Many Americans think that the benefit of a Living Trust is the avoidance of probate. Because property in the trust is not considered part of an estate, it does not have to undergo this sometimes lengthy process. The property is instead administered and distributed by the trustee, according to the specific terms of the trust.

Probate expenses can be significant. Costs vary according to the size of the estate and what it includes. It also varies by state. Some have very expensive and onerous procedures, while others offer a streamlined version of probate.

Avoiding probate means not only avoiding hassle and expense, but also saving time. Probate can extend the amount of time before an heir receives an inheritance by months, years – even longer if the will is contested. Not only can this create hardship among the heirs, but the property in the estate may also suffer. Many assets must be carefully managed to preserve and enhance their value. Losses may easily occur during this interim period.

There is an emotional price to pay, too. Survivors may be continually reminded of the loss of a loved one as the process drags on.

Probate can also lead to loss of privacy. Wills and probate are public matters, whereas a Living Trust keeps the estate private. Typical probate documents list all assets, appraised value and names of new owners. This information becomes available to marketers, media, creditors and con artists.

If the estate includes real property in more than one state, the process becomes even more complex. An ancillary administration is required to probate out-of-state real estate. As you can imagine, “double probate” is even more time-consuming, expensive and emotionally taxing than a single probate process.

Probate also allows the original owner’s creditors a shot at the property. Although there is still some controversy about the extent of its creditor-shielding benefits, a Living Trust generally makes it much more difficult for an estate to be consumed by creditor claims.


Living Trusts are harder to contest than wills. Part of the reason is that trusts usually involve ongoing contacts with bank officials, trustees and others who can later provide solid evidence of the owner’s intentions and mental state. A Living Trust that has been in place a long period of time is less likely to be challenged as having been subjected to undue influence or fraud. And because it is a very private document, the terms of the trust might not even be revealed to family members, allowing less opportunity for challenges to its provisions.

A Living Trust also avoids the painful ordeal of “living probate.” That’s what happens when a person is no longer competent to manage property, whether because of illness or other causes. Without a Living Trust, a judge must examine whether you are in fact incompetent, and all of the embarrassing details of your incompetence will be dragged out in court. The judge will appoint a guardian – perhaps someone you would not want to manage your affairs. Guardians act under court supervision and often must submit detailed reports, meaning that the process can become quite expensive.

With a Living Trust, your designated trustee takes over management of trust property and must manage it according to your explicit instructions in the trust document. The terms typically set standards for determining whether you are incompetent or not. For example, you may specify that your doctor must declare you can no longer manage your financial and business affairs.
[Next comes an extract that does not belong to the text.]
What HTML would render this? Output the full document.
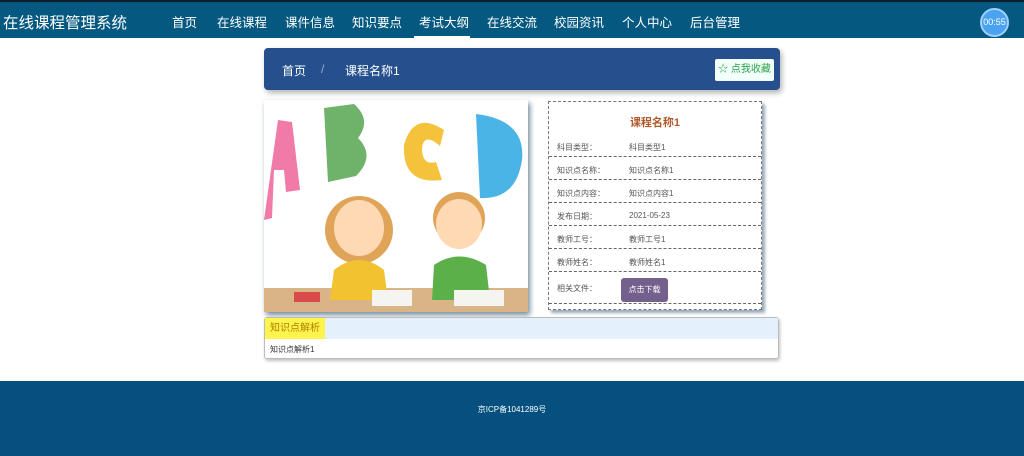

Living Trusts also provide a way for beneficiaries to receive the guidance of professional asset managers. A bank may be named as a Successor Trustee or Co-Trustee, allowing an experienced trust department to manage the assets.

Of course, eliminating or reducing taxes is one of the primary goals of estate planning. Trusts allow for a highly flexible approach to taxes. Income taxes can be slashed by transferring income-producing assets to a recipient in a lower tax bracket. Through the use of trusts, the state and federal government’s estate tax exclusions can be doubled, without the filing of an estate tax return unless the decedent had more than the current estate tax exclusion. Note, the estate tax exclusion for the state may be lower than the federal exclusion.